Sur ce cliché-là, tous les personnages se sont effacés peu à peu. Il ne reste que moi, bien seul !

- Josiane. Dans notre cercle, Josiane avait définitivement perdu son prénom pour devenir simplement Ziane, ainsi que l’avait baptisée un sien neveu qui ne savait pas encore bien parler. Paul avait décidé qu’il en serait ainsi car il trouvait “Josiane” trop long et le diminutif “Jo” susceptible de quiproquos. En outre, il lui avait imposé ces cinq lettres comme nom de scène. En effet, la belle Ziane tentait de percer au théâtre dans des rôles ancillaires qui n’offraient pourtant pas de longues répliques ; un comble pour une fille aussi bavarde et volubile !
Elle avait à peu de chose près le même âge que lui, faisait des piges dans différents journaux régionaux et parfois nationaux. Paul jouait les Pygmalion avec elle, en contrepartie de quoi elle était progressivement devenue son “alibi” féminin. Il la traînait avec lui dans certains de ses déplacements professionnels ou dans les dîners en ville auxquels il était bon d’être accompagné. Rôle que je tiendrais par la suite après le départ de Ziane pour la capitale où elle avait réussi à se faire embaucher à Jours de France grâce à un petit coup de pouce de Paul qui avait su rappeler à Marcel Dassault certains services rendus en rapports avec le milieu du cinéma.

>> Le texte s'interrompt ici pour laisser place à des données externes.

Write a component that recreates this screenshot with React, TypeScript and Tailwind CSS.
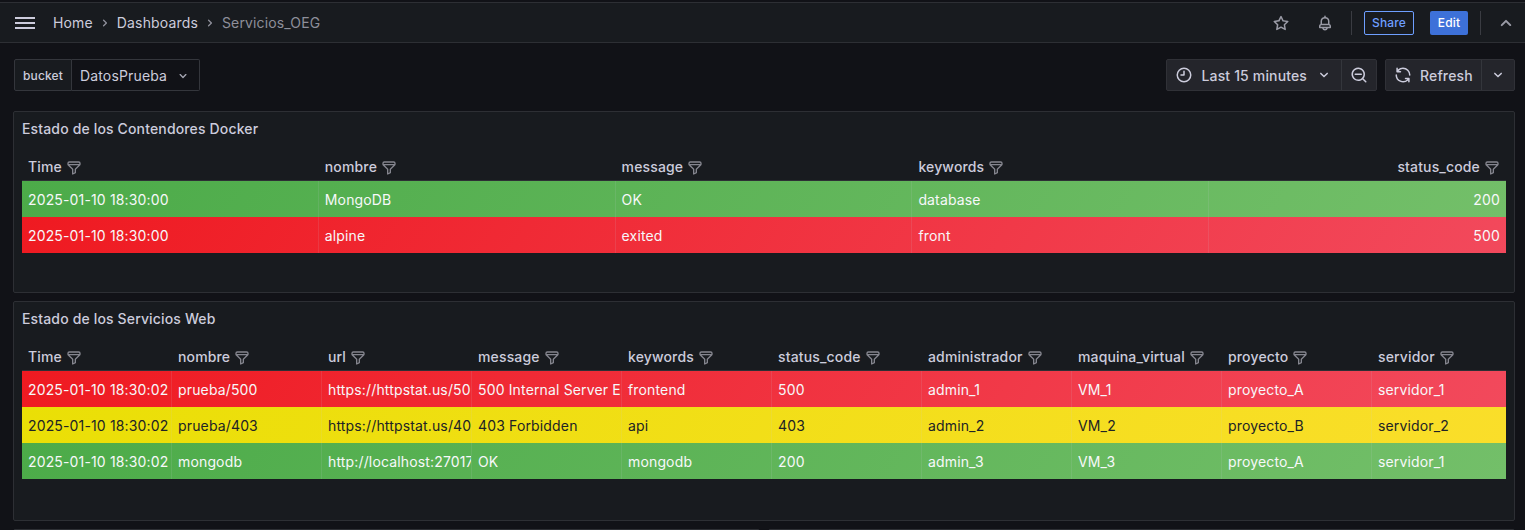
import type { ReactNode } from "react";

const ICONS = {
  filter:
    "M19,2H5A3,3,0,0,0,2,5V6.17a3,3,0,0,0,.25,1.2l0,.06a2.81,2.81,0,0,0,.59.86L9,14.41V21a1,1,0,0,0,.47.85A1,1,0,0,0,10,22a1,1,0,0,0,.45-.11l4-2A1,1,0,0,0,15,19V14.41l6.12-6.12a2.81,2.81,0,0,0,.59-.86l0-.06A3,3,0,0,0,22,6.17V5A3,3,0,0,0,19,2ZM13.29,13.29A1,1,0,0,0,13,14v4.38l-2,1V14a1,1,0,0,0-.29-.71L5.41,8H18.59ZM20,6H4V5A1,1,0,0,1,5,4H19a1,1,0,0,1,1,1Z",
  down: "M17,9.17a1,1,0,0,0-1.41,0L12,12.71,8.46,9.17a1,1,0,0,0-1.41,0,1,1,0,0,0,0,1.42l4.24,4.24a1,1,0,0,0,1.42,0L17,10.59A1,1,0,0,0,17,9.17Z",
  right:
    "M14.83,11.29,10.59,7.05a1,1,0,0,0-1.42,0,1,1,0,0,0,0,1.41L12.71,12,9.17,15.54a1,1,0,0,0,0,1.41,1,1,0,0,0,.71.29,1,1,0,0,0,.71-.29l4.24-4.24A1,1,0,0,0,14.83,11.29Z",
  up: "M17,13.41,12.71,9.17a1,1,0,0,0-1.42,0L7.05,13.41a1,1,0,0,0,0,1.42,1,1,0,0,0,1.41,0L12,11.29l3.54,3.54a1,1,0,0,0,.7.29,1,1,0,0,0,.71-.29A1,1,0,0,0,17,13.41Z",
  clock:
    "M12,6a1,1,0,0,0-1,1v4H8a1,1,0,0,0,0,2h4a1,1,0,0,0,1-1V7A1,1,0,0,0,12,6Zm0-4A10,10,0,1,0,22,12,10,10,0,0,0,12,2Zm0,18a8,8,0,1,1,8-8A8,8,0,0,1,12,20Z",
  zoomOut:
    "M21.71,20.29,18,16.61A9,9,0,1,0,16.61,18l3.68,3.68a1,1,0,0,0,1.42,0A1,1,0,0,0,21.71,20.29ZM11,18a7,7,0,1,1,7-7A7,7,0,0,1,11,18Zm4-8H7a1,1,0,0,0,0,2h8a1,1,0,0,0,0-2Z",
  sync: "M19.91,15.51H15.38a1,1,0,0,0,0,2h2.4A8,8,0,0,1,4,12a1,1,0,1,0-2,0,10,10,0,0,0,16.88,7.23V21a1,1,0,0,0,2,0V16.5A1,1,0,0,0,19.91,15.51ZM12,2A10,10,0,0,0,5.12,4.77V3a1,1,0,0,0-2,0V7.5a1,1,0,0,0,1,1h4.5a1,1,0,0,0,0-2H6.22A8,8,0,0,1,20,12a1,1,0,0,0,2,0A10,10,0,0,0,12,2Z",
  bell: "M18,13.18V10a6,6,0,0,0-5-5.91V3a1,1,0,0,0-2,0V4.09A6,6,0,0,0,6,10v3.18A3,3,0,0,0,4,16v2a1,1,0,0,0,1,1H8.14a4,4,0,0,0,7.72,0H19a1,1,0,0,0,1-1V16A3,3,0,0,0,18,13.18ZM8,10a4,4,0,0,1,8,0v3H8Zm4,10a2,2,0,0,1-1.72-1h3.44A2,2,0,0,1,12,20Zm6-3H6V16a1,1,0,0,1,1-1H17a1,1,0,0,1,1,1Z",
  star: "M22,9.67A1,1,0,0,0,21.14,9l-5.69-.83L12.9,3a1,1,0,0,0-1.8,0L8.55,8.16,2.86,9a1,1,0,0,0-.81.68,1,1,0,0,0,.25,1l4.13,4-1,5.68A1,1,0,0,0,6.9,21.44L12,18.77l5.1,2.67a.93.93,0,0,0,.46.12,1,1,0,0,0,.59-.19,1,1,0,0,0,.4-1l-1-5.68,4.13-4A1,1,0,0,0,22,9.67Zm-6.15,4a1,1,0,0,0-.29.88l.72,4.2-3.76-2a1.06,1.06,0,0,0-.94,0l-3.76,2,.72-4.2a1,1,0,0,0-.29-.88l-3-3,4.21-.61a1,1,0,0,0,.76-.55L12,5.7l1.88,3.82a1,1,0,0,0,.76.55l4.21.61Z",
};

function Icon({ name, className = "size-4" }: { name: keyof typeof ICONS; className?: string }) {
  return (
    <svg viewBox="0 0 24 24" fill="currentColor" className={`shrink-0 ${className}`}>
      <path d={ICONS[name]} />
    </svg>
  );
}

type Tone = "green" | "red" | "yellow";
type Row = { tone: Tone; cells: string[] };

const TONES: Record<Tone, string> = {
  green: "bg-[linear-gradient(120deg,#4cab49,#73bf69)] text-[#f7f8fa]",
  red: "bg-[linear-gradient(120deg,#ef1a21,#f2495c)] text-[#f7f8fa]",
  yellow: "bg-[linear-gradient(120deg,#eadf06,#fade2a)] text-[#202226]",
};

function Panel({ title, className, children }: { title: string; className: string; children: ReactNode }) {
  return (
    <section className={`flex shrink-0 flex-col rounded-[2px] border border-[#2d2f34] bg-[#181b1f] px-2 ${className}`}>
      <h2 className="flex h-[33px] shrink-0 items-center font-medium">{title}</h2>
      {children}
    </section>
  );
}

function Table({
  columns,
  rows,
  cell,
  lastRight = false,
}: {
  columns: string[];
  rows: Row[];
  cell: string;
  lastRight?: boolean;
}) {
  const align = (i: number) => (lastRight && i === columns.length - 1 ? "justify-end" : "");
  return (
    <div className="mt-2 overflow-hidden">
      <div className="flex h-7 border-b border-[#2d2f34]">
        {columns.map((name, i) => (
          <div key={name} className={`flex shrink-0 items-center gap-1 px-1.5 font-medium ${cell} ${align(i)}`}>
            {name}
            <Icon name="filter" className="mt-0.5 size-4 text-[#85868f]" />
          </div>
        ))}
      </div>
      {rows.map((row, r) => (
        <div key={r} className={`flex h-9 ${TONES[row.tone]}`}>
          {row.cells.map((text, i) => (
            <div
              key={i}
              className={`flex shrink-0 items-center overflow-hidden border-r border-[#ccccdc]/12 pt-0.5 pl-1.5 last:border-r-0 last:pr-1.5 ${cell} ${align(i)}`}
            >
              <span className="whitespace-nowrap">{text}</span>
            </div>
          ))}
        </div>
      ))}
    </div>
  );
}

const DOCKER_COLUMNS = ["Time", "nombre", "message", "keywords", "status_code"];
const DOCKER_ROWS: Row[] = [
  { tone: "green", cells: ["2025-01-10 18:30:00", "MongoDB", "OK", "database", "200"] },
  { tone: "red", cells: ["2025-01-10 18:30:00", "alpine", "exited", "front", "500"] },
];

const WEB_COLUMNS = [
  "Time",
  "nombre",
  "url",
  "message",
  "keywords",
  "status_code",
  "administrador",
  "maquina_virtual",
  "proyecto",
  "servidor",
];
const WEB_ROWS: Row[] = [
  {
    tone: "red",
    cells: ["2025-01-10 18:30:02", "prueba/500", "https://httpstat.us/50", "500 Internal Server E", "frontend", "500", "admin_1", "VM_1", "proyecto_A", "servidor_1"],
  },
  {
    tone: "yellow",
    cells: ["2025-01-10 18:30:02", "prueba/403", "https://httpstat.us/40", "403 Forbidden", "api", "403", "admin_2", "VM_2", "proyecto_B", "servidor_2"],
  },
  {
    tone: "green",
    cells: ["2025-01-10 18:30:02", "mongodb", "http://localhost:27017", "OK", "mongodb", "200", "admin_3", "VM_3", "proyecto_A", "servidor_1"],
  },
];

function Header() {
  return (
    <header className="flex h-[41px] shrink-0 items-center border-y border-[#2d2f34] bg-[#181b1f] pr-[7px] pl-[15px]">
      <button className="mr-[18px] flex w-5 flex-col gap-[3px]">
        <span className="h-0.5 bg-[#ccccdc]" />
        <span className="h-0.5 bg-[#ccccdc]" />
        <span className="h-0.5 bg-[#ccccdc]" />
      </button>
      <nav className="flex items-center gap-1">
        <span>Home</span>
        <Icon name="right" className="mt-px size-4 text-[#8e8f9a]" />
        <span>Dashboards</span>
        <Icon name="right" className="mt-px size-4 text-[#8e8f9a]" />
        <span className="text-[#8e8f9a]">Servicios_OEG</span>
      </nav>
      <div className="ml-auto flex items-center text-[#9a9ba6]">
        <Icon name="star" className="mr-[26px] size-[18px]" />
        <Icon name="bell" className="mr-[17px] size-[18px]" />
        <span className="mr-3 h-6 w-px bg-[#3a3c42]" />
        <button className="mr-4 h-6 w-[50px] rounded-[2px] border border-[#6e9fff] text-xs font-medium text-[#6e9fff]">
          Share
        </button>
        <button className="mr-3 h-6 w-[38px] rounded-[2px] bg-[#3d71d9] text-xs font-medium text-white">Edit</button>
        <span className="mr-[13px] h-6 w-px bg-[#3a3c42]" />
        <Icon name="up" className="size-6" />
      </div>
    </header>
  );
}

function Toolbar() {
  return (
    <div className="flex h-8 shrink-0 pr-[10px] pl-[14px]">
      <div className="flex w-[58px] items-center justify-center rounded-l-[2px] border border-[#34363c] bg-[#181b1f] pt-0.5 text-xs font-medium">
        bucket
      </div>
      <button className="flex w-32 items-center rounded-r-[2px] border border-l-0 border-[#34363c] pt-0.5 pl-2">
        DatosPrueba
        <Icon name="down" className="ml-2 size-4 text-[#a5a6b2]" />
      </button>
      <div className="ml-auto flex rounded-[2px] border border-[#303137] bg-[#24252b] font-medium">
        <button className="flex w-[175px] items-center border-r border-[#34363c] pl-2">
          <Icon name="clock" className="mr-[8.5px] size-[18px]" />
          <span className="pt-0.5">Last 15 minutes</span>
          <Icon name="down" className="ml-2 size-[18px]" />
        </button>
        <button className="flex w-[34px] items-center justify-center">
          <Icon name="zoomOut" className="size-[18px]" />
        </button>
      </div>
      <div className="ml-2 flex rounded-[2px] border border-[#303137] bg-[#24252b] font-medium">
        <button className="flex w-[96px] items-center border-r border-[#34363c] pl-2">
          <Icon name="sync" className="mr-2 size-[18px]" />
          <span className="pt-0.5">Refresh</span>
        </button>
        <button className="flex w-8 items-center justify-center">
          <Icon name="down" className="size-[18px]" />
        </button>
      </div>
    </div>
  );
}

export default function App() {
  return (
    <div className="flex h-[530px] w-[1525px] flex-col overflow-hidden bg-[#111217] pt-0.5 font-['Inter',sans-serif] text-sm tracking-[0.15px] text-[#ccccdc]">
      <Header />
      <div className="mt-4">
        <Toolbar />
      </div>
      <main className="mt-5 flex flex-col gap-2 pr-[10px] pl-[13px]">
        <Panel title="Estado de los Contendores Docker" className="h-[182px]">
          <Table columns={DOCKER_COLUMNS} rows={DOCKER_ROWS} cell="w-1/5" lastRight />
        </Panel>
        <Panel title="Estado de los Servicios Web" className="h-[220px]">
          <Table columns={WEB_COLUMNS} rows={WEB_ROWS} cell="w-[150px]" />
        </Panel>
        <div className="grid grid-cols-2 gap-2">
          <div className="h-8 rounded-[2px] border border-[#2d2f34] bg-[#181b1f]" />
          <div className="h-8 rounded-[2px] border border-[#2d2f34] bg-[#181b1f]" />
        </div>
      </main>
    </div>
  );
}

Ziane était d’un abord sympathique et exubérant, descendait les bouteilles de champagne comme d’autres des cannettes de Perrier, et professait une liberté sexuelle qui n’entendait pas se laisser brider un jour par une grossesse intempestive. Les soirées avec elles restent parmi mes souvenirs les plus fous.
Au-delà de cette façade parfaite, c’était aussi quelqu’un de très personnel, assez “fouille-merde” et qui aurait réussi à faire se battre les montagnes entre elles. Paul m’avait gentiment prévenu de la chose, cependant je n’avais pas voulu le croire, mettant cette appréciation peu amène sur le compte d’une rancœur due au départ de son amie pour Paris où elle vivrait de nouvelles aventures loin de lui et de sa cour de jeunes éphèbes. Départ qu’il avait pourtant favorisé !
Je me trompais ; j’aurais dû faire davantage confiance au jugement infaillible qu’il portait habituellement sur ses contemporains, mais ceci est une autre histoire.